The provision appears to defy the constitutional right to judicial independence.

In its letter, the Bar Council warned that ‘The mindset behind the move to oust the jurisdiction of civil courts and transfer of power to bureaucrats, acting as executive officers, to decide disputes between the traders and the farmers, will lead to corruption’.

It added that preventing civil courts from hearing disputes relating to matters covered by the farming laws ‘will prove disastrous’.

That sentiment has been echoed by others.

‘With their uncanny grassroots intuition, the farmers had realized something that many economists, including me, had missed.
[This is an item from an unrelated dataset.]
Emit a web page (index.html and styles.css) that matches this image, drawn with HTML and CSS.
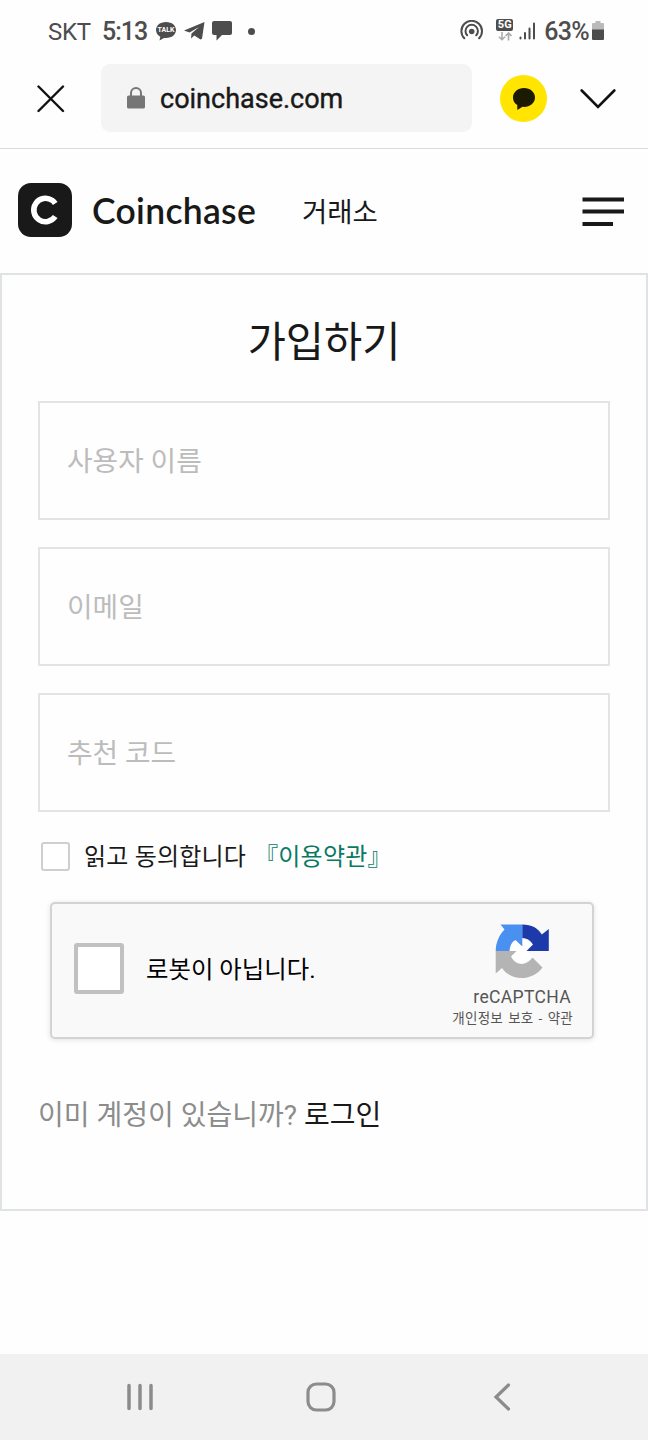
FILE: index.html
```
<!DOCTYPE html>
<html lang="ko">

<head>
    <meta charset="UTF-8">
    <meta name="viewport" content="width=device-width, initial-scale=1.0">
    <title>Coinchase</title>
    <link rel="stylesheet" href="styles.css">
</head>

<body>
    <div class="status-bar">
        <span class="carrier">SKT</span>
        <span class="time">5:13</span>
        <span class="talk-icon">
            <svg width="22" height="20" viewBox="0 0 22 20">
                <path fill="#4d4d4d" d="M11 1C5 1 1 4.600 1 9c0 2.900 1.700 5.300 4.300 6.700L4.500 19.500 9 16.900c.7.100 1.300.100 2 .100 6 0 10-3.600 10-8S17 1 11 1z" />
            </svg>
            <b>TALK</b>
        </span>
        <svg class="telegram-icon" width="21" height="18" viewBox="0 0 21 18">
            <path fill="#4d4d4d" d="M0 8.500 20.500 0 18 16.800 16.500 17.500 10.300 13.500 7 16.500 7.500 11.500 15 5 5.500 10.500z" />
        </svg>
        <svg class="sms-icon" width="20" height="20" viewBox="0 0 20 20">
            <path fill="#4d4d4d" d="M2 0H18Q20 0 20 2V12Q20 14 18 14H10L4.500 19.500V14H2Q0 14 0 12V2Q0 0 2 0z" />
        </svg>
        <span class="dot"></span>

        <div class="status-right">
            <svg class="hotspot-icon" width="24" height="20" viewBox="0 0 24 20">
                <g fill="none" stroke="#4d4d4d" stroke-width="2" stroke-linecap="round">
                    <path d="M4.300 18.300a10.300 10.300 0 1 1 14.800 0" />
                    <path d="M7.200 15.300a6.200 6.200 0 1 1 9 0" />
                </g>
                <circle cx="11.700" cy="11.500" r="2.800" fill="#4d4d4d" />
            </svg>
            <div class="network">
                <b>5G</b>
                <svg width="14" height="9" viewBox="0 0 14 9">
                    <path fill="none" stroke="#aaa" stroke-width="1.600" d="M4 0V7.500M1 4.700 4 7.700 7 4.700M10.500 8.500V1M7.500 4 10.500 1 13.500 4" />
                </svg>
            </div>
            <svg class="signal-icon" width="17" height="18" viewBox="0 0 17 18">
                <path stroke="#4d4d4d" stroke-width="2" stroke-linecap="round" d="M1.500 15.500V16.500M6 11V16.500M10.500 6.500V16.500M15 1.500V16.500" />
            </svg>
            <span class="percent">63%</span>
            <svg class="battery-icon" width="12" height="19" viewBox="0 0 12 19">
                <path fill="#bababa" d="M3.500 0h5v2H11q1 0 1 1V9H0V3q0-1 1-1h2.500z" />
                <path fill="#4d4d4d" d="M0 8.500H12V18q0 1-1 1H1q-1 0-1-1z" />
            </svg>
        </div>
    </div>

    <div class="browser-bar">
        <svg class="close-icon" width="28" height="28" viewBox="0 0 28 28">
            <path fill="none" stroke="#111" stroke-width="2.400" stroke-linecap="round" d="M1.500 1.500 26 26M26 1.500 1.500 26" />
        </svg>
        <div class="address">
            <svg width="18" height="22" viewBox="0 0 18 22">
                <path fill="none" stroke="#767676" stroke-width="2" d="M4 10V6a5 5 0 0 1 10 0v4" />
                <rect y="8.500" width="18" height="13" rx="1.500" fill="#767676" />
            </svg>
            <span>coinchase.com</span>
        </div>
        <div class="kakao">
            <svg width="22" height="22" viewBox="0 0 22 22">
                <path fill="#1c1a00" d="M11 0C4.800 0 0 4.200 0 9.400c0 3.400 1.700 6 4.300 7.600V22l5.200-3.200c.5.100 1 .100 1.500.100 6.200 0 11-4.300 11-9.500S17.200 0 11 0z" />
            </svg>
        </div>
        <svg class="down-icon" width="36" height="20" viewBox="0 0 36 20">
            <path fill="none" stroke="#111" stroke-width="2.600" stroke-linecap="round" d="M1.700 1.500 18 18 34.300 1.500" />
        </svg>
    </div>

    <header class="site-header">
        <svg class="logo" width="54" height="54" viewBox="0 0 54 54">
            <rect width="54" height="54" rx="13" fill="#191919" />
            <circle cx="27.500" cy="27" r="11.700" fill="none" stroke="#fff" stroke-width="5.600" pathLength="360" stroke-dasharray="292 68" transform="rotate(34 27.500 27)" />
        </svg>
        <span class="brand">Coinchase</span>
        <a class="exchange">거래소</a>
        <svg class="menu-icon" width="42" height="34" viewBox="0 0 42 34">
            <path stroke="#191919" stroke-width="4" d="M.5 6.500H42M.5 18.500H42M.5 31H31" />
        </svg>
    </header>

    <main class="signup">
        <h1>가입하기</h1>
        <form>
            <input type="text" placeholder="사용자 이름">
            <input type="text" placeholder="이메일">
            <input type="text" placeholder="추천 코드">
            <label class="agree">
                <span class="checkbox"></span>
                <span>읽고 동의합니다</span>
                <a>『이용약관』</a>
            </label>
        </form>

        <div class="captcha">
            <span class="captcha-box"></span>
            <span class="captcha-text">로봇이 아닙니다.</span>
            <div class="captcha-logo">
                <svg width="55" height="56" viewBox="0 0 55 56">
                    <path fill="#fff" d="M14 28 18 17 27 14 33 16 38 21 32 28 38 34 28 41 20 38 16 32z" />
                    <path fill="#4a90f0" d="M27.300 1.500V23.500L20.500 17C17 18.500 15 22.500 14.500 28H.7C.900 19.500 4 12 9.500 6.500L5.500 1.500z" />
                    <path fill="#1c3aa9" d="M27.300 1.500C36.500 1.500 43 5 46.800 11.500L53.800 6V28H31.500L38 21.500C35 17 31.500 15 27.300 15z" />
                    <path fill="#b4b4b4" d="M.7 28H21.500L16 33.500C20.500 43 31.500 43.500 37.500 34.500L47.500 44.500C37 58.500 16 58.500 7 45L.7 50.500z" />
                </svg>
                <span class="captcha-name">reCAPTCHA</span>
                <span class="captcha-links">개인정보 보호 - 약관</span>
            </div>
        </div>

        <p class="login">이미 계정이 있습니까? <a>로그인</a></p>
    </main>

    <nav class="nav-bar">
        <svg width="28" height="28" viewBox="0 0 28 28">
            <path stroke="#8c8c8c" stroke-width="3.500" stroke-linecap="round" d="M3 2.500V25.500M14 2.500V25.500M25 2.500V25.500" />
        </svg>
        <svg width="30" height="30" viewBox="0 0 30 30">
            <rect x="2" y="2" width="26" height="26" rx="8.500" fill="none" stroke="#8c8c8c" stroke-width="3.200" />
        </svg>
        <svg width="18" height="28" viewBox="0 0 18 28">
            <path fill="none" stroke="#8c8c8c" stroke-width="3.200" stroke-linecap="round" d="M15.500 2 3 14 15.500 26" />
        </svg>
    </nav>
</body>

</html>
```
FILE: styles.css
```
* {
    box-sizing: border-box;
}

body {
    margin: 0;
    min-height: 1440px;
    display: flex;
    flex-direction: column;
    background-color: #fefefe;
    color: #191919;
    font-family: Roboto, "Noto Sans CJK KR", sans-serif;
}

svg {
    display: block;
    flex-shrink: 0;
}

.status-bar {
    display: flex;
    align-items: center;
    height: 62px;
    padding: 0 44px 0 48px;
    color: #4d4d4d;
    font-size: 25px;
    line-height: 28px;
    white-space: nowrap;
}

.carrier {
    width: 54px;
    padding-top: 1px;
    font-size: 24px;
    letter-spacing: -0.3px;
}

.time {
    width: 53px;
    padding-top: 1px;
    font-weight: 500;
    letter-spacing: -1px;
}

.talk-icon {
    position: relative;
    width: 22px;
    margin-right: 7px;
}

.talk-icon b {
    position: absolute;
    top: 4px;
    left: 2.5px;
    color: #fff;
    font-size: 7px;
    line-height: 10px;
}

.telegram-icon {
    margin-right: 7px;
}

.dot {
    width: 7px;
    height: 7px;
    margin-left: 16px;
    border-radius: 50%;
    background-color: #4d4d4d;
}

.status-right {
    display: flex;
    align-items: center;
    margin-left: auto;
}

.hotspot-icon {
    margin-top: -2px;
}

.network {
    display: flex;
    flex-direction: column;
    align-items: center;
    gap: 1px;
    width: 17px;
    margin: -2px 6px 0 12px;
}

.network b {
    width: 17px;
    height: 12px;
    border-radius: 2px;
    background-color: #4d4d4d;
    color: #fff;
    font-size: 11px;
    line-height: 12px;
    text-align: center;
}

.percent {
    margin: 0 3px 0 8px;
    padding-top: 1px;
    font-weight: 500;
    letter-spacing: -0.7px;
}

.battery-icon {
    margin-top: -1px;
}

.browser-bar {
    display: flex;
    align-items: center;
    height: 87px;
    padding: 2px 32px 15px 37px;
    border-bottom: 1px solid #dadbdc;
}

.address {
    display: flex;
    align-items: center;
    gap: 15px;
    width: 371px;
    height: 68px;
    margin: -1px 28px 0 36px;
    padding-left: 26px;
    border-radius: 9px;
    background-color: #f4f4f4;
    color: #191919;
    font-size: 27px;
    -webkit-text-stroke: 0.4px #191919;
}

.address span {
    padding-top: 2px;
}

.kakao {
    display: flex;
    justify-content: center;
    align-items: center;
    width: 47px;
    height: 47px;
    border-radius: 50%;
    background-color: #ffe500;
}

.down-icon {
    margin-left: auto;
}

.site-header {
    display: flex;
    align-items: center;
    height: 124px;
    padding: 0 24px 2px 18px;
}

.brand {
    width: 210px;
    padding-left: 20px;
    font-family: Lato, sans-serif;
    font-size: 35.5px;
    font-weight: 600;
    letter-spacing: 0.3px;
}

.exchange {
    margin: -1px 0 0 20px;
    font-size: 27.5px;
}

.menu-icon {
    margin-left: auto;
}

.signup {
    height: 938px;
    padding: 38px 36px 0;
    border: 2px solid #dfe3e3;
}

h1 {
    margin: 0 0 28px;
    font-size: 41.5px;
    font-weight: 400;
    line-height: 60px;
    text-align: center;
}

input {
    display: block;
    width: 100%;
    height: 119px;
    margin-bottom: 27px;
    padding: 2px 27px 0;
    border: 2px solid #e3e4e4;
    background-color: #fefefe;
    font-family: inherit;
    font-size: 27.8px;
}

input::placeholder {
    color: #bcbcbc;
}

.agree {
    display: flex;
    align-items: center;
    height: 34px;
    padding-left: 3px;
    font-size: 24px;
    line-height: 34px;
    letter-spacing: 0.2px;
    white-space: nowrap;
}

.agree span:last-of-type,
.agree a {
    padding-top: 1px;
}

.checkbox {
    width: 29px;
    height: 29px;
    margin-right: 14px;
    border: 2px solid #cfcfcf;
    border-radius: 3px;
    background-color: #fff;
}

.agree a {
    margin-left: 8px;
    color: #087a64;
}

.captcha {
    display: flex;
    align-items: center;
    width: 544px;
    height: 137px;
    margin: 29px 0 0 12px;
    padding: 0 19px 4px 22px;
    border: 2px solid #d3d3d3;
    border-radius: 5px;
    background-color: #f9f9f9;
    box-shadow: 0 1px 4px 1px rgba(0, 0, 0, 0.08);
}

.captcha-box {
    width: 50px;
    height: 51px;
    border: 4px solid #c1c1c1;
    border-radius: 3px;
    background-color: #fff;
}

.captcha-text {
    margin: -2px 0 0 22px;
    color: #000;
    font-size: 24.4px;
}

.captcha-logo {
    display: flex;
    flex-direction: column;
    align-items: flex-end;
    margin-left: auto;
    padding-top: 13px;
    color: #555;
    white-space: nowrap;
}

.captcha-logo svg {
    margin: 0 23px 6px 0;
}

.captcha-name {
    margin-right: 2px;
    font-size: 17.5px;
    line-height: 24px;
    letter-spacing: 0.35px;
}

.captcha-links {
    font-size: 13.5px;
    line-height: 18px;
    letter-spacing: 0.25px;
    word-spacing: 1.5px;
}

.login {
    margin: 57px 0 0;
    color: #8c8c8c;
    font-size: 28px;
    line-height: 40px;
}

.login a {
    color: #191919;
}

.nav-bar {
    display: flex;
    align-items: center;
    gap: 152px;
    height: 86px;
    margin-top: auto;
    padding-left: 126px;
    background-color: #f1f1f1;
}

.nav-bar svg:last-child {
    margin-left: 5px;
}
```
If a corporation violates a contract with a farmer, the new laws prohibit the farmer from seeking redress in a regular court,’ wrote Kaushik Basu, a former chief economist at the World Bank.

He added that if the Indian government dismantles the MSP system rather than reforming it, farmers will be forced to sell their products to four or five big agribusiness corporations.

The laws were passed with scant consultation, which some argue is in violation of India’s laws and the United Nations Declaration on the Rights of Peasants, to which India is a party. Petitions have been filed with the Indian Supreme Court to challenge the constitutional validity of the laws.

Speaking at the UN Human Rights Council in mid-March, Darshan Pal, leader of Samyukt Kisan Morcha – a coalition of farmers’ unions – noted that the Declaration ‘insists that the country must consult the farmers before laws and policies are enacted.’

Pal asked the UN to urge the Indian government to abide by the Declaration, repeal the laws and begin consultations on reforms that are friendly to both farmers and the environment.

He warned that removing the MSP alongside access to courts cannot improve the situation of farmers.

‘These laws will not double our income,’ said Pal. ‘The few states where similar policies were introduced have seen farmers sinking into poverty, losing their lands and having to work as labourers elsewhere to make ends meet. We want reforms but not these ones.’